**Description of the task:** Word for word, quote all of the material, omitting the pictures.

**Data segment:**
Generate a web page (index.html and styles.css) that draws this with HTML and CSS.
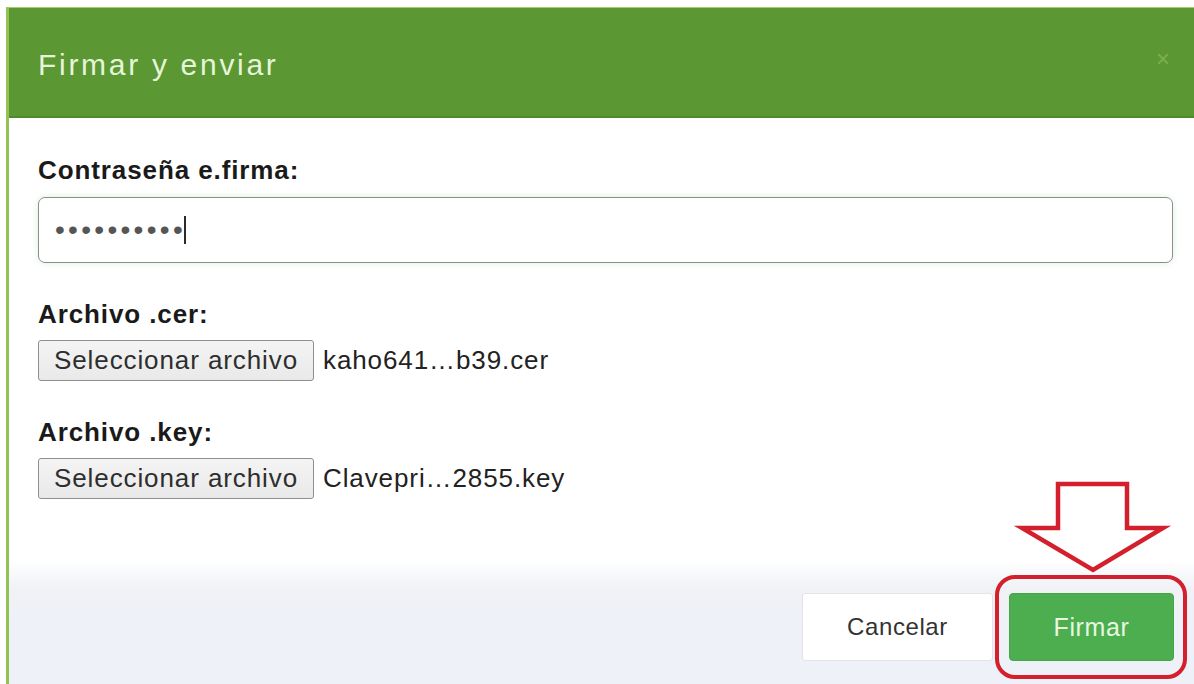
FILE: index.html
```html
<!DOCTYPE html>
<html lang="es">
<head>
<meta charset="utf-8">
<title>Firmar y enviar</title>
<link rel="stylesheet" href="styles.css">
</head>
<body>
<div class="modal">
  <header class="modal-header">
    <h1 class="modal-title">Firmar y enviar</h1>
    <span class="modal-close">×</span>
  </header>
  <section class="modal-body">
    <label class="field-label">Contraseña e.firma:</label>
    <div class="text-field">
      <span class="secret">••••••••••</span><span class="caret"></span>
    </div>

    <label class="field-label spaced">Archivo .cer:</label>
    <div class="file-row">
      <button class="file-btn" type="button">Seleccionar archivo</button>
      <span class="file-name">kaho641…b39.cer</span>
    </div>

    <label class="field-label spaced">Archivo .key:</label>
    <div class="file-row">
      <button class="file-btn" type="button">Seleccionar archivo</button>
      <span class="file-name">Clavepri…2855.key</span>
    </div>
  </section>
  <footer class="modal-footer">
    <button class="btn btn-cancel" type="button">Cancelar</button>
    <div class="primary-wrap">
      <button class="btn btn-primary" type="button">Firmar</button>
      <span class="highlight"></span>
      <svg class="pointer" viewBox="1009 478 170 100" width="170" height="100">
        <polygon points="1058,484 1127,484 1127,528 1163,528 1093,570 1022,528 1058,528"
                 fill="none" stroke="#d3202c" stroke-width="4.5" stroke-linejoin="miter"/>
      </svg>
    </div>
  </footer>
</div>
</body>
</html>
```

FILE: styles.css
```css
html, body {
  margin: 0;
  padding: 0;
  background: #ffffff;
  height: 100%;
  overflow: hidden;
}

body {
  font-family: "Liberation Sans", Arial, sans-serif;
  color: #1d1d1d;
}

.modal {
  margin: 7px 0 0 6px;
  height: calc(100vh - 7px);
  box-sizing: border-box;
  border-left: 3px solid #93c153;
  border-top: 1px solid #a8cd6c;
  display: flex;
  flex-direction: column;
  background: #ffffff;
}

/* green title bar */
.modal-header {
  height: 110px;
  box-sizing: border-box;
  background: #5b9733;
  border-bottom: 2px solid #4f8a2c;
  display: flex;
  align-items: center;
  justify-content: space-between;
  padding: 6px 24px 0 29px;
}

.modal-title {
  margin: 0;
  font-weight: normal;
  font-size: 30px;
  letter-spacing: 2.7px;
  color: #e6f5da;
}

.modal-close {
  font-size: 24px;
  color: #7cb04c;
  line-height: 1;
  margin-top: -12px;
}

/* form area */
.modal-body {
  flex: 1;
  padding: 38px 21px 0 29px;
  display: flex;
  flex-direction: column;
  align-items: stretch;
}

.field-label {
  display: block;
  font-weight: bold;
  font-size: 26px;
  letter-spacing: 0.9px;
  line-height: 28px;
  color: #1a1a1a;
  margin-bottom: 13px;
}

.field-label.spaced {
  margin-top: 37px;
  margin-bottom: 12px;
}

.text-field {
  height: 66px;
  box-sizing: border-box;
  border: 1px solid #8d8d8d;
  border-radius: 7px;
  box-shadow: 0 0 6px rgba(120, 190, 120, 0.25);
  display: flex;
  align-items: center;
  padding-left: 16px;
  background: #ffffff;
}

.secret {
  font-size: 28px;
  letter-spacing: 3.3px;
  color: #555555;
  line-height: 1;
}

.caret {
  width: 2px;
  height: 28px;
  background: #2b2b2b;
  margin-left: -2px;
}

.file-row {
  display: flex;
  align-items: center;
  gap: 9px;
}

.file-btn {
  height: 41px;
  width: 276px;
  box-sizing: border-box;
  border: 1px solid #8f8f8f;
  border-radius: 3px;
  background: linear-gradient(#f4f4f4, #e9e9e9);
  font-family: "Liberation Sans", Arial, sans-serif;
  font-size: 26px;
  letter-spacing: 0.9px;
  color: #2e2e2e;
  padding: 0;
}

.file-name {
  font-size: 26px;
  letter-spacing: 0.9px;
  color: #222222;
}

/* action bar */
.modal-footer {
  height: 124px;
  box-sizing: border-box;
  background: linear-gradient(#ffffff 0px, #f1f2f6 28px, #eef1f8 60px);
  display: flex;
  justify-content: flex-end;
  align-items: flex-start;
  gap: 16px;
  padding: 33px 20px 0 0;
}

.btn {
  height: 68px;
  box-sizing: border-box;
  border-radius: 3px;
  font-family: "Liberation Sans", Arial, sans-serif;
  padding: 0;
}

.btn-cancel {
  width: 191px;
  background: #ffffff;
  border: 1px solid #e3e3e3;
  color: #333333;
  font-size: 24px;
  letter-spacing: 0.6px;
}

.primary-wrap {
  position: relative;
}

.btn-primary {
  width: 165px;
  background: #4cae4f;
  border: 1px solid #46a449;
  border-radius: 4px;
  color: #e9f7e2;
  font-size: 25px;
  letter-spacing: 0.6px;
}

.highlight {
  position: absolute;
  top: -18px;
  left: -14px;
  right: -13px;
  bottom: -18px;
  border: 4px solid #d3202c;
  border-radius: 20px;
  pointer-events: none;
}

.pointer {
  position: absolute;
  left: 0;
  top: -115px;
  pointer-events: none;
}
```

**Final result:**
Generate a web page (index.html and styles.css) that draws this with HTML and CSS.
FILE: index.html
```html
<!DOCTYPE html>
<html lang="es">
<head>
<meta charset="utf-8">
<title>Firmar y enviar</title>
<link rel="stylesheet" href="styles.css">
</head>
<body>
<div class="modal">
  <header class="modal-header">
    <h1 class="modal-title">Firmar y enviar</h1>
    <span class="modal-close">×</span>
  </header>
  <section class="modal-body">
    <label class="field-label">Contraseña e.firma:</label>
    <div class="text-field">
      <span class="secret">••••••••••</span><span class="caret"></span>
    </div>

    <label class="field-label spaced">Archivo .cer:</label>
    <div class="file-row">
      <button class="file-btn" type="button">Seleccionar archivo</button>
      <span class="file-name">kaho641…b39.cer</span>
    </div>

    <label class="field-label spaced">Archivo .key:</label>
    <div class="file-row">
      <button class="file-btn" type="button">Seleccionar archivo</button>
      <span class="file-name">Clavepri…2855.key</span>
    </div>
  </section>
  <footer class="modal-footer">
    <button class="btn btn-cancel" type="button">Cancelar</button>
    <div class="primary-wrap">
      <button class="btn btn-primary" type="button">Firmar</button>
      <span class="highlight"></span>
      <svg class="pointer" viewBox="1009 478 170 100" width="170" height="100">
        <polygon points="1058,484 1127,484 1127,528 1163,528 1093,570 1022,528 1058,528"
                 fill="none" stroke="#d3202c" stroke-width="4.5" stroke-linejoin="miter"/>
      </svg>
    </div>
  </footer>
</div>
</body>
</html>
```

FILE: styles.css
```css
html, body {
  margin: 0;
  padding: 0;
  background: #ffffff;
  height: 100%;
  overflow: hidden;
}

body {
  font-family: "Liberation Sans", Arial, sans-serif;
  color: #1d1d1d;
}

.modal {
  margin: 7px 0 0 6px;
  height: calc(100vh - 7px);
  box-sizing: border-box;
  border-left: 3px solid #93c153;
  border-top: 1px solid #a8cd6c;
  display: flex;
  flex-direction: column;
  background: #ffffff;
}

/* green title bar */
.modal-header {
  height: 110px;
  box-sizing: border-box;
  background: #5b9733;
  border-bottom: 2px solid #4f8a2c;
  display: flex;
  align-items: center;
  justify-content: space-between;
  padding: 6px 24px 0 29px;
}

.modal-title {
  margin: 0;
  font-weight: normal;
  font-size: 30px;
  letter-spacing: 2.7px;
  color: #e6f5da;
}

.modal-close {
  font-size: 24px;
  color: #7cb04c;
  line-height: 1;
  margin-top: -12px;
}

/* form area */
.modal-body {
  flex: 1;
  padding: 38px 21px 0 29px;
  display: flex;
  flex-direction: column;
  align-items: stretch;
}

.field-label {
  display: block;
  font-weight: bold;
  font-size: 26px;
  letter-spacing: 0.9px;
  line-height: 28px;
  color: #1a1a1a;
  margin-bottom: 13px;
}

.field-label.spaced {
  margin-top: 37px;
  margin-bottom: 12px;
}

.text-field {
  height: 66px;
  box-sizing: border-box;
  border: 1px solid #8d8d8d;
  border-radius: 7px;
  box-shadow: 0 0 6px rgba(120, 190, 120, 0.25);
  display: flex;
  align-items: center;
  padding-left: 16px;
  background: #ffffff;
}

.secret {
  font-size: 28px;
  letter-spacing: 3.3px;
  color: #555555;
  line-height: 1;
}

.caret {
  width: 2px;
  height: 28px;
  background: #2b2b2b;
  margin-left: -2px;
}

.file-row {
  display: flex;
  align-items: center;
  gap: 9px;
}

.file-btn {
  height: 41px;
  width: 276px;
  box-sizing: border-box;
  border: 1px solid #8f8f8f;
  border-radius: 3px;
  background: linear-gradient(#f4f4f4, #e9e9e9);
  font-family: "Liberation Sans", Arial, sans-serif;
  font-size: 26px;
  letter-spacing: 0.9px;
  color: #2e2e2e;
  padding: 0;
}

.file-name {
  font-size: 26px;
  letter-spacing: 0.9px;
  color: #222222;
}

/* action bar */
.modal-footer {
  height: 124px;
  box-sizing: border-box;
  background: linear-gradient(#ffffff 0px, #f1f2f6 28px, #eef1f8 60px);
  display: flex;
  justify-content: flex-end;
  align-items: flex-start;
  gap: 16px;
  padding: 33px 20px 0 0;
}

.btn {
  height: 68px;
  box-sizing: border-box;
  border-radius: 3px;
  font-family: "Liberation Sans", Arial, sans-serif;
  padding: 0;
}

.btn-cancel {
  width: 191px;
  background: #ffffff;
  border: 1px solid #e3e3e3;
  color: #333333;
  font-size: 24px;
  letter-spacing: 0.6px;
}

.primary-wrap {
  position: relative;
}

.btn-primary {
  width: 165px;
  background: #4cae4f;
  border: 1px solid #46a449;
  border-radius: 4px;
  color: #e9f7e2;
  font-size: 25px;
  letter-spacing: 0.6px;
}

.highlight {
  position: absolute;
  top: -18px;
  left: -14px;
  right: -13px;
  bottom: -18px;
  border: 4px solid #d3202c;
  border-radius: 20px;
  pointer-events: none;
}

.pointer {
  position: absolute;
  left: 0;
  top: -115px;
  pointer-events: none;
}
```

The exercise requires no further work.